* start *

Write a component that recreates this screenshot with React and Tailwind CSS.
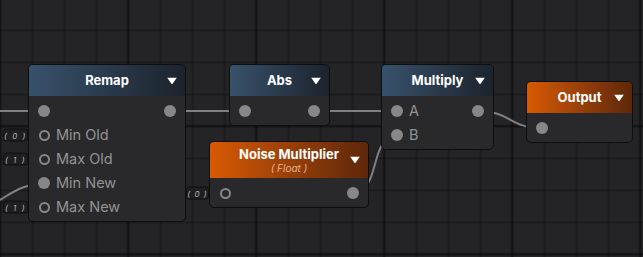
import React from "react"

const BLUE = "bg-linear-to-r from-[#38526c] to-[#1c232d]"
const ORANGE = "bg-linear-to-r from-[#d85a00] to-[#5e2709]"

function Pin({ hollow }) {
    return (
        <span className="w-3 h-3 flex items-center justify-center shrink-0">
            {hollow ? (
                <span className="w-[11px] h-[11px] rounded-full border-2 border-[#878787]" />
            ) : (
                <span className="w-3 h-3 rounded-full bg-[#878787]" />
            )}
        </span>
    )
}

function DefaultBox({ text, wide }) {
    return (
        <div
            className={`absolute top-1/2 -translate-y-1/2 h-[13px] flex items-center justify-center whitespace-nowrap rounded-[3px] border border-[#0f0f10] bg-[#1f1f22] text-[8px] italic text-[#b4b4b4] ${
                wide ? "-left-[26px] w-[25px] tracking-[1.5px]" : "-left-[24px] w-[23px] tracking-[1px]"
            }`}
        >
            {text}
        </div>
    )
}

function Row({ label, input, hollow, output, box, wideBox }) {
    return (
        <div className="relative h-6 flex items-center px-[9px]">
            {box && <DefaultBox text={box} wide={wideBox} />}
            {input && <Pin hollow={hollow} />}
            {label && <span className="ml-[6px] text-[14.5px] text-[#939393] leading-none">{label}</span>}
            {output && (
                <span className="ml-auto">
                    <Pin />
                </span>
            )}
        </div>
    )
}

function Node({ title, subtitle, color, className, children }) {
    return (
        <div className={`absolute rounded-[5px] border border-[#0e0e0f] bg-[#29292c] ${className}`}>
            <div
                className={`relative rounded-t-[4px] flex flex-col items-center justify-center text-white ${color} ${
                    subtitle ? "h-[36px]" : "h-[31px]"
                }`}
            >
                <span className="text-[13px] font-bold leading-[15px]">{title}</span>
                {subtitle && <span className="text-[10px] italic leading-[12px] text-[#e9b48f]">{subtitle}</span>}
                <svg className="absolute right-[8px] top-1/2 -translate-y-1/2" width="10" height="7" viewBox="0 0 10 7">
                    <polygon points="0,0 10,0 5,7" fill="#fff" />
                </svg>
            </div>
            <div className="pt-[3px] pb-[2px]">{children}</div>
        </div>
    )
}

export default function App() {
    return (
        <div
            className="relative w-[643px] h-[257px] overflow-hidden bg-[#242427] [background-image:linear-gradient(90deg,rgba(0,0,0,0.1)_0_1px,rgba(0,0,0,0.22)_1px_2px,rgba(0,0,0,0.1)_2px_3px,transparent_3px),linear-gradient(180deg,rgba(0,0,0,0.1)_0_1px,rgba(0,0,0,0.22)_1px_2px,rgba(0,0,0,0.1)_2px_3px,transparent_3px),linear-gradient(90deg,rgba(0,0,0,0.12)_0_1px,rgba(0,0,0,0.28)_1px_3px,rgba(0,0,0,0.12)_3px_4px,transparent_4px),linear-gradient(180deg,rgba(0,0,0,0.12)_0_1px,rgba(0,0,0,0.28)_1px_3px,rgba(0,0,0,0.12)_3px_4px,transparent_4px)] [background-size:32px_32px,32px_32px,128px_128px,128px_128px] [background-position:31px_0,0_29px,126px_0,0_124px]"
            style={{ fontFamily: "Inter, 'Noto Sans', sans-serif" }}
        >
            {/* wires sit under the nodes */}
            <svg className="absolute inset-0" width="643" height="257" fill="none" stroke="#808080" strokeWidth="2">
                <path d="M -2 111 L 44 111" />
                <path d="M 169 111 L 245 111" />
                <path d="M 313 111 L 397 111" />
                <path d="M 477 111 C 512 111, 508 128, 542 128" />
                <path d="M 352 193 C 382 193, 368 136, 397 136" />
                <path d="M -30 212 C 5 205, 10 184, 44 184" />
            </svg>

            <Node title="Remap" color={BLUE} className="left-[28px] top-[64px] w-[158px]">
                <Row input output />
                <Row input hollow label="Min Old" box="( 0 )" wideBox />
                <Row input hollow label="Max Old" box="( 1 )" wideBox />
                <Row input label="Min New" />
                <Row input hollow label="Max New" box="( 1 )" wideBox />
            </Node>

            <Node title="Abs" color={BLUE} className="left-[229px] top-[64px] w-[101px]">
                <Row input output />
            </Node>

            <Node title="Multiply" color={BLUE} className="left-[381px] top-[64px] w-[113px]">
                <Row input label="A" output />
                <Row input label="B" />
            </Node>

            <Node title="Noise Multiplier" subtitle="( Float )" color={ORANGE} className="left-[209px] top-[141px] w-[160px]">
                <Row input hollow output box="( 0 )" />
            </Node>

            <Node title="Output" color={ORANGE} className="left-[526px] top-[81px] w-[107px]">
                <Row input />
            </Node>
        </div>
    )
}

* end *
* start *

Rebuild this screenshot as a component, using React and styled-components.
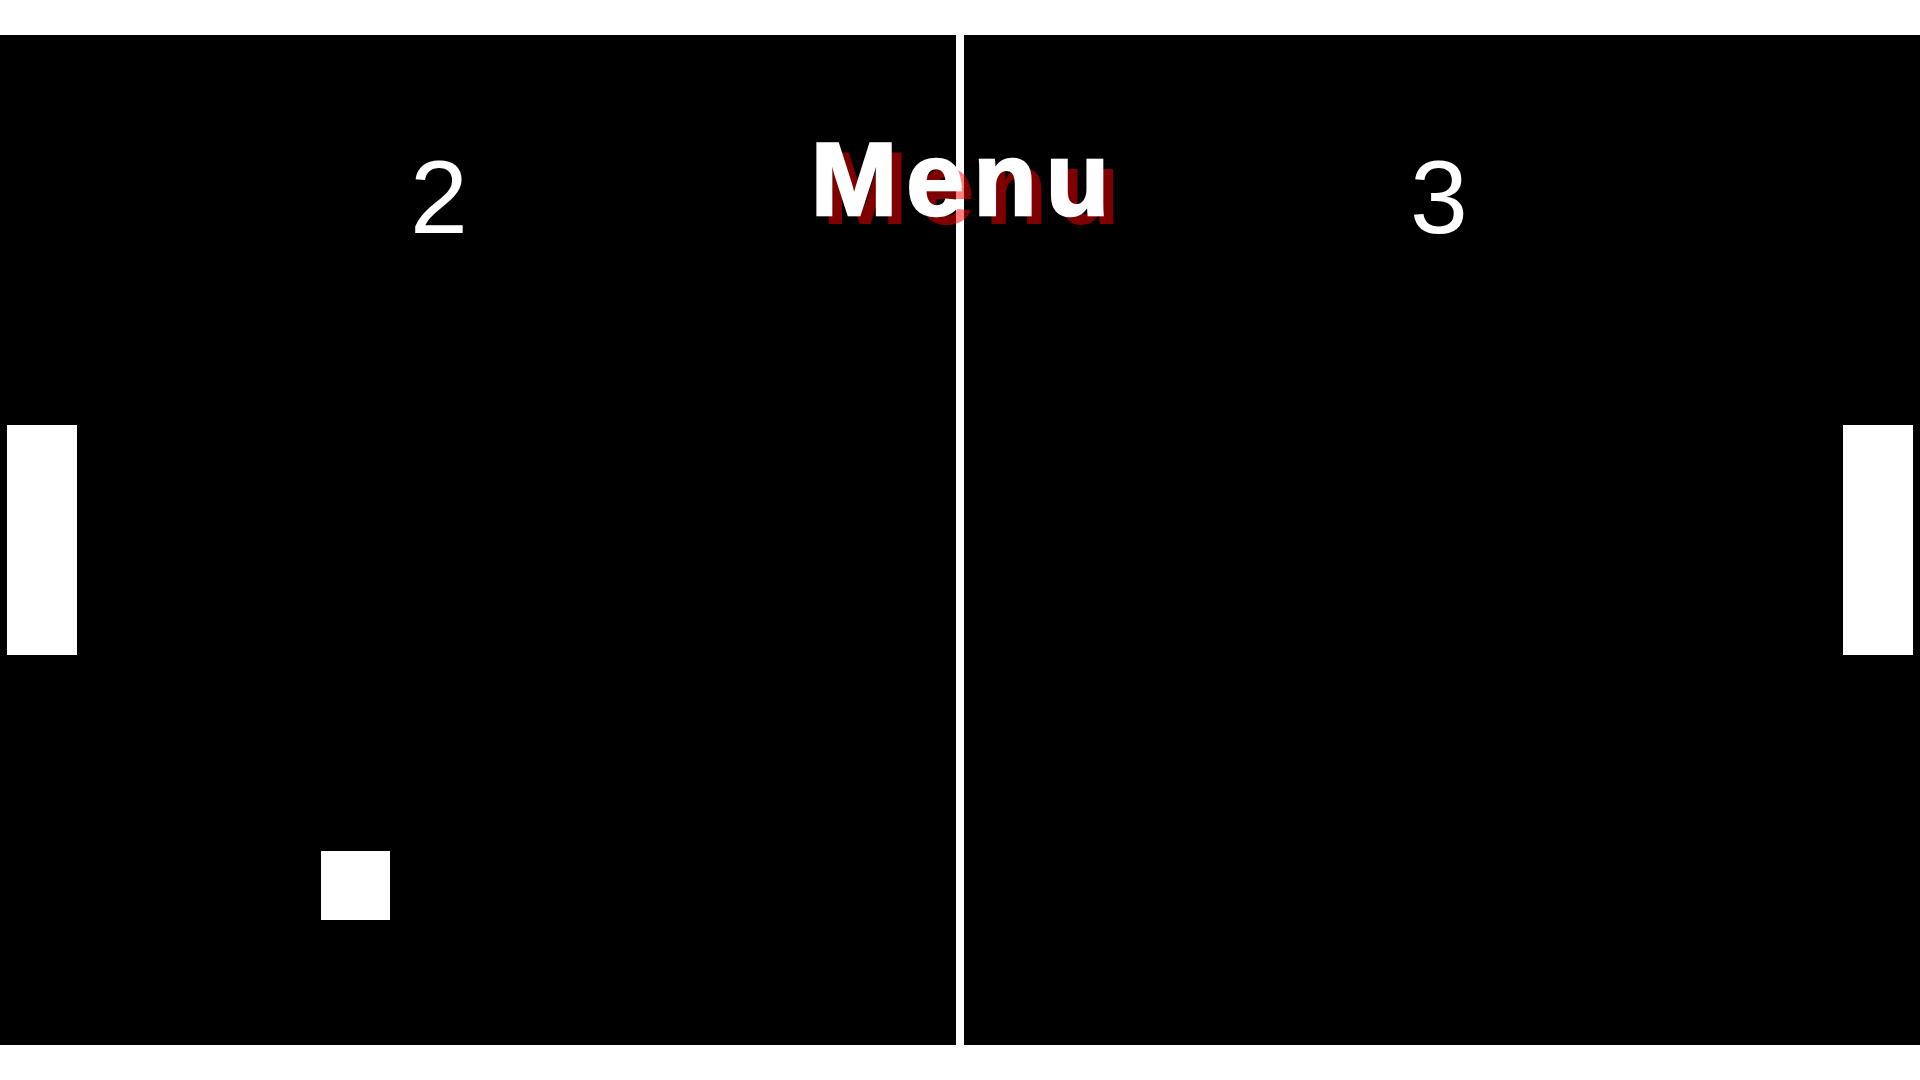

* end *

• What is expected
In the records above, locate the lines holding the word "screenshot". Copy each of them.

• Answer for this exercise
Write a component that recreates this screenshot with React and Tailwind CSS.
Rebuild this screenshot as a component, using React and styled-components.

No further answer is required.